Over the last year, I have wrestled with adopting my “new normal” in which my mom is not physically present. In the weeks following her death, I focused all of my brain power on relating whatever I was doing at the time back to my mom. When I saw a friend on Facebook post about their baby, I could only think about how my baby would not have a maternal grandmother. At a wedding, instead of basking in the beautiful moment in front of me, I was feeling sad for my brothers because they would not have anyone to walk them down the aisle. I held onto these bitter thoughts and feelings as a way to still feel close to my mom, as ironic as that sounds. As long as I could somehow fit her into my present life, I could feign that she was still actually present in some way.

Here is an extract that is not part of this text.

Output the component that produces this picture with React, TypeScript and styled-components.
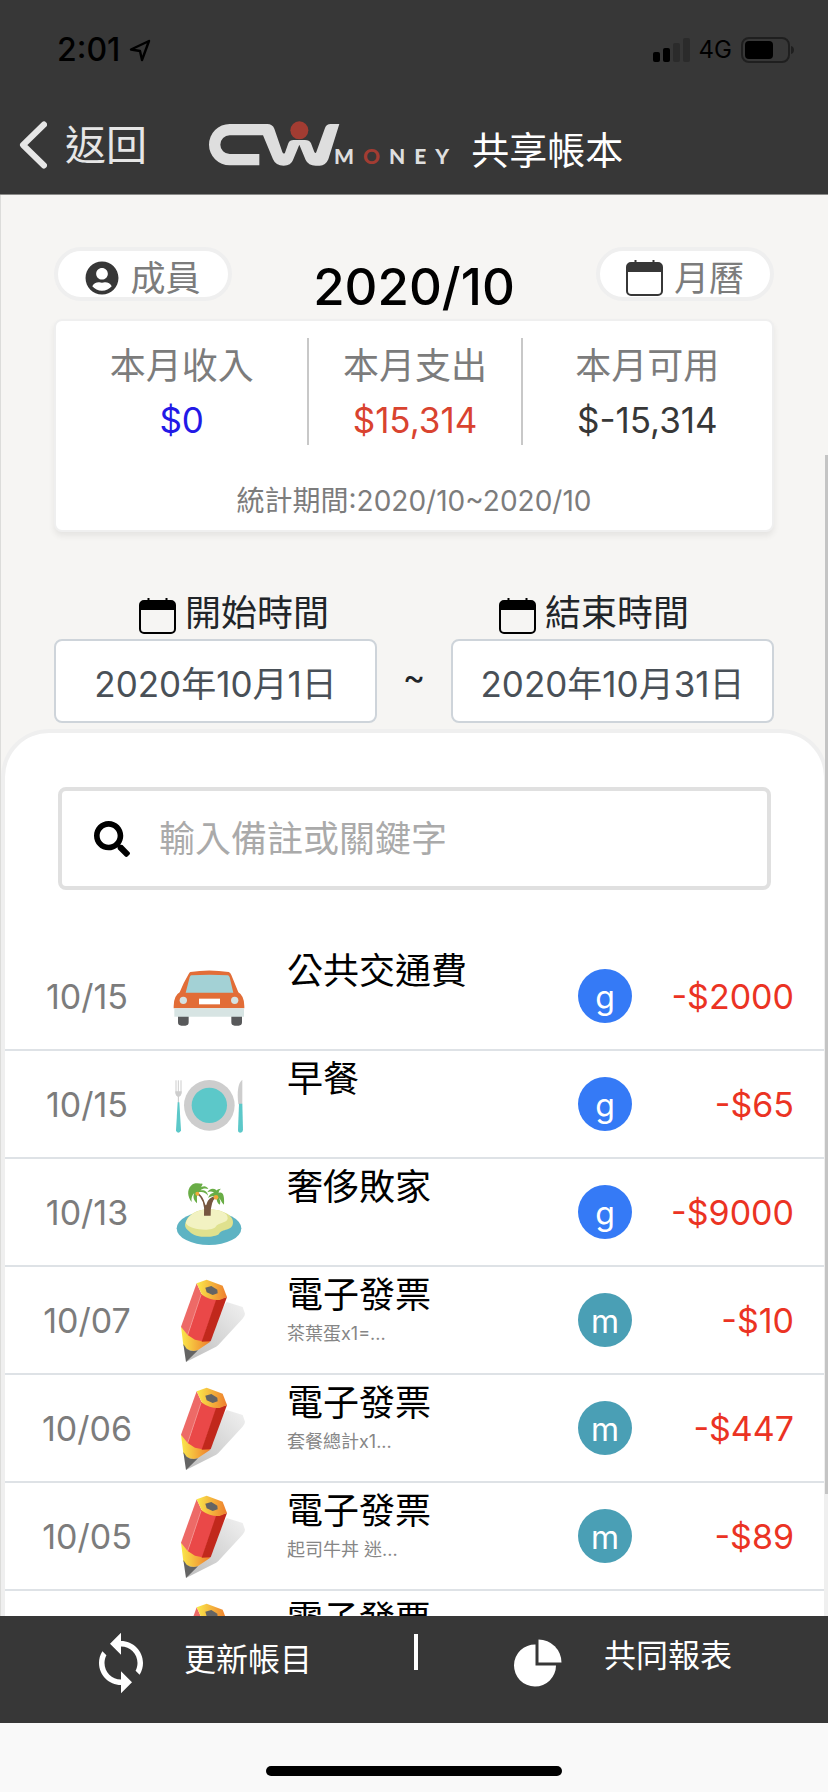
import React from "react";
import styled, { createGlobalStyle } from "styled-components";
import { FaSearch, FaUserCircle } from "react-icons/fa";
import { MdSync } from "react-icons/md";

const GlobalStyle = createGlobalStyle`
  * { box-sizing: border-box; }
  body {
    margin: 0;
    background: #f6f5f3;
    color: #212529;
    font-family: Inter, "Noto Sans CJK TC", sans-serif;
    font-size: 34px;
  }
  button, input { font: inherit; color: inherit; }
  button { border: 0; padding: 0; background: none; cursor: pointer; }
  svg { display: block; flex: none; }
`;

const Page = styled.div`
  position: relative;
  display: flex;
  flex-direction: column;
  height: 100vh;
`;

const Header = styled.header`
  flex: none;
  background: #373737;
  border-bottom: 1px solid #8a8a88;
`;

const StatusBar = styled.div`
  display: flex;
  align-items: center;
  justify-content: space-between;
  height: 92px;
  padding: 8px 33px 0 57px;
  color: #000;
`;

const StatusGroup = styled.div`
  display: flex;
  align-items: center;
  gap: 9px;
`;

const Clock = styled.span`
  font-size: 32px;
  font-weight: 500;
  line-height: 40px;
`;

const Network = styled.span`
  font-size: 24px;
  line-height: 40px;
`;

const NavBar = styled.div`
  display: flex;
  align-items: center;
  height: 102px;
  padding-left: 18px;
`;

const BackButton = styled.button`
  display: flex;
  align-items: center;
  gap: 18px;
  margin-right: 62px;
  padding-top: 3px;
  color: #e6e6e6;
  font-size: 41px;
  line-height: 48px;
`;

const Brand = styled.div`
  display: flex;
  align-items: flex-end;
  color: #dedede;
`;

const Wordmark = styled.span`
  display: flex;
  gap: 9px;
  margin-left: -6px;
  font-family: Lato, sans-serif;
  font-size: 21px;
  font-weight: 900;
  line-height: 21px;
`;

const RedLetter = styled.span`
  color: #a23c32;
`;

const NavTitle = styled.h1`
  margin: 14px 0 0 22px;
  color: #fff;
  font-size: 38px;
  font-weight: 400;
  line-height: 48px;
`;

const Content = styled.main`
  flex: 1;
  min-height: 0;
  overflow-y: auto;
  scrollbar-width: none;
  border-left: 1px solid #dcdcda;
`;

const Overview = styled.section`
  padding: 52px 54px 0 53px;
`;

const MonthRow = styled.div`
  display: flex;
  align-items: flex-start;
  justify-content: space-between;
`;

const Pill = styled.button`
  display: flex;
  align-items: center;
  justify-content: center;
  gap: 11px;
  width: 178px;
  height: 54px;
  padding-top: 8px;
  border: 4px solid #efefef;
  border-radius: 27px;
  background: #fff;
  color: #7c7c7c;
  font-size: 35px;
  line-height: 42px;

  svg { color: #373737; }
`;

const Month = styled.h2`
  margin: 8px 0 0;
  color: #000;
  font-size: 51px;
  font-weight: 500;
  line-height: 64px;
`;

const SummaryCard = styled.div`
  padding: 17px 0 11px;
  border: 2px solid #efefef;
  border-radius: 8px;
  background: #fff;
  box-shadow: 0 4px 6px rgba(0, 0, 0, 0.07);
`;

const SummaryColumns = styled.dl`
  display: grid;
  grid-template-columns: 252fr 214fr 252fr;
  margin: 0;
`;

const SummaryItem = styled.div`
  padding: 7px 0 4px;
  text-align: center;

  & + & { border-left: 2px solid #c8c8c8; }
`;

const SummaryLabel = styled.dt`
  color: #7c7c7c;
  font-size: 36px;
  line-height: 42px;
`;

const SummaryValue = styled.dd<{ $color: string }>`
  margin: 12px 0 0;
  color: ${({ $color }) => $color};
  font-size: 35px;
  line-height: 42px;
`;

const Period = styled.p`
  margin: 38px 0 0;
  color: #7c7c7c;
  font-size: 28px;
  line-height: 36px;
  text-align: center;
`;

const DateLabels = styled.div`
  display: grid;
  grid-template-columns: 1fr 1fr;
  margin: 60px 0 5px;
`;

const DateLabel = styled.label`
  display: flex;
  align-items: center;
  justify-content: center;
  gap: 9px;
  font-size: 36px;
  line-height: 42px;

  svg { margin-top: 6px; color: #000; }
`;

const DateInputs = styled.div`
  display: grid;
  grid-template-columns: 1fr 74px 1fr;
  align-items: center;
  text-align: center;
`;

const DateInput = styled.input`
  width: 100%;
  height: 84px;
  padding: 0;
  border: 2px solid #ced4da;
  border-radius: 8px;
  background: #fff;
  color: #495057;
  font-size: 35px;
  text-align: center;
`;

const Tilde = styled.span`
  padding-bottom: 10px;
`;

const Records = styled.section`
  margin-top: 6px;
  padding-top: 54px;
  border: 4px solid #efefef;
  border-bottom: 0;
  border-radius: 48px 48px 0 0;
  background: #fff;
`;

const SearchBox = styled.label`
  display: flex;
  align-items: center;
  gap: 29px;
  height: 103px;
  margin: 0 53px;
  padding: 0 32px;
  border: 4px solid #e0e0e0;
  border-radius: 8px;
  color: #000;
`;

const SearchInput = styled.input`
  flex: 1;
  min-width: 0;
  padding: 0;
  border: 0;
  outline: 0;
  background: none;
  font-size: 36px;

  &::placeholder { color: #aaa; opacity: 1; }
`;

const RecordList = styled.ul`
  margin: 53px 0 0;
  padding: 0;
  list-style: none;
`;

const Record = styled.li`
  display: grid;
  grid-template-columns: 164px 82px 1fr 54px 192px;
  align-items: center;
  height: 108px;
  border-bottom: 2px solid #dee2e6;
`;

const RecordDate = styled.time`
  color: #7c7c7c;
  text-align: center;
`;

const RecordText = styled.div`
  align-self: start;
  padding: 6px 0 0 36px;
`;

const RecordTitle = styled.div`
  color: #000;
  font-size: 36px;
  line-height: 44px;
`;

const RecordNote = styled.div`
  margin-top: 5px;
  color: #868686;
  font-size: 18px;
  line-height: 24px;
`;

const Avatar = styled.span<{ $color: string }>`
  width: 54px;
  height: 54px;
  border-radius: 50%;
  background: ${({ $color }) => $color};
  color: #fff;
  font-size: 32px;
  line-height: 58px;
  text-align: center;
`;

const Amount = styled.span`
  padding-right: 30px;
  color: #eb3323;
  text-align: right;
`;

const ScrollThumb = styled.div`
  position: absolute;
  top: 455px;
  right: 0;
  width: 3px;
  height: 58%;
  background: #c4c4c4;
`;

const Footer = styled.footer`
  display: grid;
  flex: none;
  grid-template-columns: 400fr 18px 410fr;
  align-items: start;
  height: 107px;
  padding-top: 14px;
  background: #373737;
  color: #fff;
`;

const FooterAction = styled.button<{ $gap: number }>`
  display: flex;
  align-items: center;
  justify-content: center;
  gap: ${({ $gap }) => $gap}px;
  height: 66px;
  font-size: 32px;
  line-height: 48px;
`;

const FooterLabel = styled.span<{ $lift: number }>`
  padding-bottom: ${({ $lift }) => $lift}px;
`;

const FooterDivider = styled.span`
  justify-self: end;
  width: 4px;
  height: 36px;
  margin-top: 4px;
  background: #fff;
`;

const HomeArea = styled.div`
  display: flex;
  flex: none;
  justify-content: center;
  height: 69px;
  padding-top: 43px;
  background: #f9f9f9;
`;

const HomeIndicator = styled.div`
  width: 296px;
  height: 10px;
  border-radius: 5px;
  background: #000;
`;

const LocationIcon = () => (
  <svg width="22" height="23" viewBox="0 0 22 23" fill="none" stroke="currentColor" strokeWidth="2.4" strokeLinejoin="round">
    <path d="M20 2 2 10.500l9 1.500 2 9Z" />
  </svg>
);

const SignalIcon = () => (
  <svg width="37" height="24" viewBox="0 0 37 24" fill="currentColor">
    <rect y="14" width="7" height="10" rx="2" />
    <rect x="10" y="10" width="7" height="14" rx="2" />
    <rect x="20" y="5" width="7" height="19" rx="2" fill="#2b2b2b" />
    <rect x="30" width="7" height="24" rx="2" fill="#2b2b2b" />
  </svg>
);

const BatteryIcon = () => (
  <svg width="54" height="26" viewBox="0 0 54 26">
    <rect x="1" y="1" width="47" height="24" rx="7" fill="none" stroke="#1f1f1f" strokeWidth="2" />
    <rect x="4" y="4" width="28" height="18" rx="4" fill="#000" />
    <path d="M50 9c4 1 4 7 0 8Z" fill="#1f1f1f" />
  </svg>
);

const ChevronIcon = () => (
  <svg width="29" height="48" viewBox="0 0 29 48" fill="none" stroke="currentColor" strokeWidth="6" strokeLinecap="round" strokeLinejoin="round">
    <path d="M26 3.500 5 24l21 20.500" />
  </svg>
);

const LogoMark = () => (
  <svg width="131" height="45" viewBox="30 33 393 135">
    <path
      fill="#dedede"
      d="M181 132H92A28 28 0 0 1 92 76H192L222 148Q230 167 254 167Q276 167 282 150L301 104L320 150Q328 167 350 167H362Q380 167 388 148L421 42H395Q382 42 378 54L352 126Q350 132 346 126L336 100Q331 90 318 90H284Q272 90 268 100L258 128Q254 134 250 126L226 56Q220 42 205 42H92A62 62 0 0 0 92 166H181Z"
    />
    <circle cx="301" cy="61" r="27" fill="#a23c32" />
  </svg>
);

const CalendarIcon = () => (
  <svg width="37" height="36" viewBox="0 0 37 36">
    <path d="M9.500 0v5M27.500 0v5" stroke="currentColor" strokeWidth="2" />
    <rect x="1" y="3" width="35" height="32" rx="4" fill="none" stroke="currentColor" strokeWidth="2" />
    <path d="M1 12V7a4 4 0 0 1 4-4h27a4 4 0 0 1 4 4v5Z" fill="currentColor" />
  </svg>
);

const PieIcon = () => (
  <svg width="48" height="48" viewBox="0 0 48 48" fill="currentColor">
    <path d="M21.500 5.500A21 21 0 1 0 42 26.500H21.500Z" />
    <path d="M24.500 0.500A23 23 0 0 1 47.500 23.500H24.500Z" />
  </svg>
);

const CarIcon = () => (
  <svg width="80" height="90" viewBox="507 64 240 270">
    <path d="M534 258h32v20q0 10-10 10h-12q-10 0-10-10ZM694 258h32v20q0 10-10 10h-12q-10 0-10-10Z" fill="#58595b" />
    <path d="M571 127q56-9 115 0 5 2 8 9l21 52q18 10 18 42v6H521v-6q0-32 18-42 12-30 27-55 2-5 5-6Z" fill="#e26d37" />
    <path d="M574 137q54-4 109 0 4 0 6 6l11 46H557l12-46q2-6 5-6Z" fill="#a3d1d5" />
    <circle cx="550" cy="212" r="11" fill="#d5e2e1" />
    <circle cx="704" cy="212" r="11" fill="#d5e2e1" />
    <path d="M597 207h63v17h-63Z" fill="#fff" />
    <path d="M523 236h209v25H523Z" fill="#d7e4e3" />
  </svg>
);

const MealIcon = () => (
  <svg width="80" height="90" viewBox="507 388 240 270">
    <circle cx="628" cy="527" r="76" fill="#cdcdcd" />
    <circle cx="628" cy="527" r="53" fill="#5cc8c9" />
    <path d="M528 452v38q0 8 7 10 8-2 8-10v-38M535 452v68" fill="none" stroke="#cdcdcd" strokeWidth="3" />
    <path d="M526 485h19q0 14-8 16v20h-3v-20q-8-2-8-16Z" fill="#cdcdcd" />
    <path d="M533 518h5l5 84q-2 7-8 7t-7-7Z" fill="#5cc8c9" />
    <path d="M727 450v74h-12q-7-60 12-74Z" fill="#cdcdcd" />
    <path d="M717 522h10l2 79q-1 8-8 8t-7-8Z" fill="#5cc8c9" />
  </svg>
);

const IslandIcon = () => (
  <svg width="80" height="90" viewBox="507 712 240 270">
    <ellipse cx="627" cy="896" rx="97" ry="50" fill="#5db3c3" />
    <path d="M555 885c5-30 38-47 73-46 36 1 71 16 71 38 0 30-34 18-42 36-15 12-72 13-88-7-9-7-14-12-14-21Z" fill="#dfe18e" />
    <path d="M557 880c8-27 38-41 71-41 31 0 58 12 55 28-3 14-28 10-36 24-9 15-79 11-90-11Z" fill="#f2f2c2" />
    <path d="M593 789q15 8 22 33 3 9 5 0 6-19 26-23l4 4q-19 10-18 55h-20q5-48-22-66Z" fill="#765640" />
    <path d="M596 788c-5-20 4-28 12-25-7 4-8 8-9 14 8-9 20-10 26 1-9-3-17-2-24 4 13-2 22 4 23 16-8-10-16-13-28-10-8 11-4 19-5 33-11-10-13-20-8-31-7 7-10 16-8 27-13-17-14-37-2-49 8-9 21-8 35-5Z" fill="#69ad46" />
    <path d="M649 799c-5-17 2-21 14-22-5 4-7 8-7 13 11-5 18 3 16 35-8-6-9-14-15-20 4 8 5 14 2 20-8-5-10-14-9-23-9-4-18-2-26 3 3-10 10-15 18-16-8-5-14-3-20-1 6-10 16-14 27-7Z" fill="#69ad46" />
    <circle cx="592" cy="792" r="6" fill="#f2a83b" />
    <circle cx="648" cy="803" r="7" fill="#f2a83b" />
  </svg>
);

const PencilIcon = () => (
  <svg width="80" height="90" viewBox="507 48 240 270">
    <defs>
      <linearGradient id="pencilWood">
        <stop offset="0" stopColor="#fae94b" />
        <stop offset="1" stopColor="#ee7d2d" />
      </linearGradient>
      <linearGradient id="pencilShade" x1="1" y1="0" x2="0" y2="1">
        <stop offset="0" stopColor="#f1f1f1" />
        <stop offset="1" stopColor="#bdbdbd" />
      </linearGradient>
    </defs>
    <path d="M558 309 680 129l48 15 7 20q0 8-8 16l-72 78q-6 6-14 9Z" fill="url(#pencilShade)" />
    <path d="m543 203 7 56 10 12q16 8 33 3l37-25-10-20Z" fill="url(#pencilWood)" />
    <path d="m550 255 10 14q14 10 34 5l-36 35Z" fill="#646464" />
    <path d="m590 73-47 130 20 25 43-120Z" fill="#ed6a67" />
    <path d="m604 105-41 123 22 14 22 5 44-126Z" fill="#ea4848" />
    <path d="m681 114-33 9-43 125 27-1Z" fill="#c1281c" />
    <path d="m603 108-40 120" stroke="#f6a7a5" strokeWidth="2" />
    <path d="m590 73 30-11 48 18 13 34-22 9q-28 2-53-16Z" fill="url(#pencilWood)" />
    <path d="m616 86 18-5 18 11 1 11-15 5-18-8Z" fill="#646464" />
  </svg>
);

const BLUE = "#357af6";
const TEAL = "#4a9fb5";

const summary = [
  { label: "本月收入", value: "$0", color: "#2319e6" },
  { label: "本月支出", value: "$15,314", color: "#d9432f" },
  { label: "本月可用", value: "$-15,314", color: "#373737" },
];

const records = [
  { date: "10/15", Icon: CarIcon, title: "公共交通費", note: "", member: "g", color: BLUE, amount: "-$2000" },
  { date: "10/15", Icon: MealIcon, title: "早餐", note: "", member: "g", color: BLUE, amount: "-$65" },
  { date: "10/13", Icon: IslandIcon, title: "奢侈敗家", note: "", member: "g", color: BLUE, amount: "-$9000" },
  { date: "10/07", Icon: PencilIcon, title: "電子發票", note: "茶葉蛋x1=...", member: "m", color: TEAL, amount: "-$10" },
  { date: "10/06", Icon: PencilIcon, title: "電子發票", note: "套餐總計x1...", member: "m", color: TEAL, amount: "-$447" },
  { date: "10/05", Icon: PencilIcon, title: "電子發票", note: "起司牛丼 迷...", member: "m", color: TEAL, amount: "-$89" },
];

export default function App() {
  return (
    <Page>
      <GlobalStyle />
      <Header>
        <StatusBar>
          <StatusGroup>
            <Clock>2:01</Clock>
            <LocationIcon />
          </StatusGroup>
          <StatusGroup>
            <SignalIcon />
            <Network>4G</Network>
            <BatteryIcon />
          </StatusGroup>
        </StatusBar>
        <NavBar>
          <BackButton type="button">
            <ChevronIcon />
            返回
          </BackButton>
          <Brand>
            <LogoMark />
            <Wordmark>
              <span>M</span>
              <RedLetter>O</RedLetter>
              <span>N</span>
              <span>E</span>
              <span>Y</span>
            </Wordmark>
          </Brand>
          <NavTitle>共享帳本</NavTitle>
        </NavBar>
      </Header>

      <Content>
        <Overview>
          <MonthRow>
            <Pill type="button">
              <FaUserCircle size={34} />
              成員
            </Pill>
            <Month>2020/10</Month>
            <Pill type="button">
              <CalendarIcon />
              月曆
            </Pill>
          </MonthRow>
          <SummaryCard>
            <SummaryColumns>
              {summary.map((item) => (
                <SummaryItem key={item.label}>
                  <SummaryLabel>{item.label}</SummaryLabel>
                  <SummaryValue $color={item.color}>{item.value}</SummaryValue>
                </SummaryItem>
              ))}
            </SummaryColumns>
            <Period>統計期間:2020/10~2020/10</Period>
          </SummaryCard>
          <DateLabels>
            <DateLabel htmlFor="start">
              <CalendarIcon />
              開始時間
            </DateLabel>
            <DateLabel htmlFor="end">
              <CalendarIcon />
              結束時間
            </DateLabel>
          </DateLabels>
          <DateInputs>
            <DateInput id="start" defaultValue="2020年10月1日" />
            <Tilde>~</Tilde>
            <DateInput id="end" defaultValue="2020年10月31日" />
          </DateInputs>
        </Overview>

        <Records>
          <SearchBox>
            <FaSearch size={36} />
            <SearchInput type="search" aria-label="搜尋" placeholder="輸入備註或關鍵字" />
          </SearchBox>
          <RecordList>
            {records.map(({ date, Icon, title, note, member, color, amount }, index) => (
              <Record key={index}>
                <RecordDate>{date}</RecordDate>
                <Icon />
                <RecordText>
                  <RecordTitle>{title}</RecordTitle>
                  {note && <RecordNote>{note}</RecordNote>}
                </RecordText>
                <Avatar $color={color}>{member}</Avatar>
                <Amount>{amount}</Amount>
              </Record>
            ))}
            <Record>
              <span />
              <PencilIcon />
              <RecordText>
                <RecordTitle>電子發票</RecordTitle>
              </RecordText>
            </Record>
          </RecordList>
        </Records>
      </Content>
      <ScrollThumb />

      <Footer>
        <FooterAction type="button" $gap={30}>
          <MdSync size={66} />
          <FooterLabel $lift={6}>更新帳目</FooterLabel>
        </FooterAction>
        <FooterDivider />
        <FooterAction type="button" $gap={42}>
          <PieIcon />
          <FooterLabel $lift={14}>共同報表</FooterLabel>
        </FooterAction>
      </Footer>
      <HomeArea>
        <HomeIndicator />
      </HomeArea>
    </Page>
  );
}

To this day, although the thoughts occur far less frequently, I still find myself asking “what if?” when experiencing scenarios that my mom normally would have been a part of. The sentiment around them has changed though. Instead of bitter, I just feel sad - not the hysterical sad that engulfed me a year ago, but a more subdued, manageable sad. It’s not the improvement I was hoping for, but it’s an improvement nonetheless.
Summing It All Up
Whether you relate directly or indirectly to my situation, I believe there is always a lesson that emerges from an unfamiliar, uncomfortable experience. Some self-reflect and gain insight about their own behaviors. Others learn about their environment and how to navigate it.
For me, I learned that it’s one thing to vow to be something, and it’s another thing to put that promise to practice. I am an eternal optimist, so I understand why I made the statement that I did about choosing to be resilient. While I’ve done my best to keep myself accountable, I have also accepted that there is no prescription for emotional healing.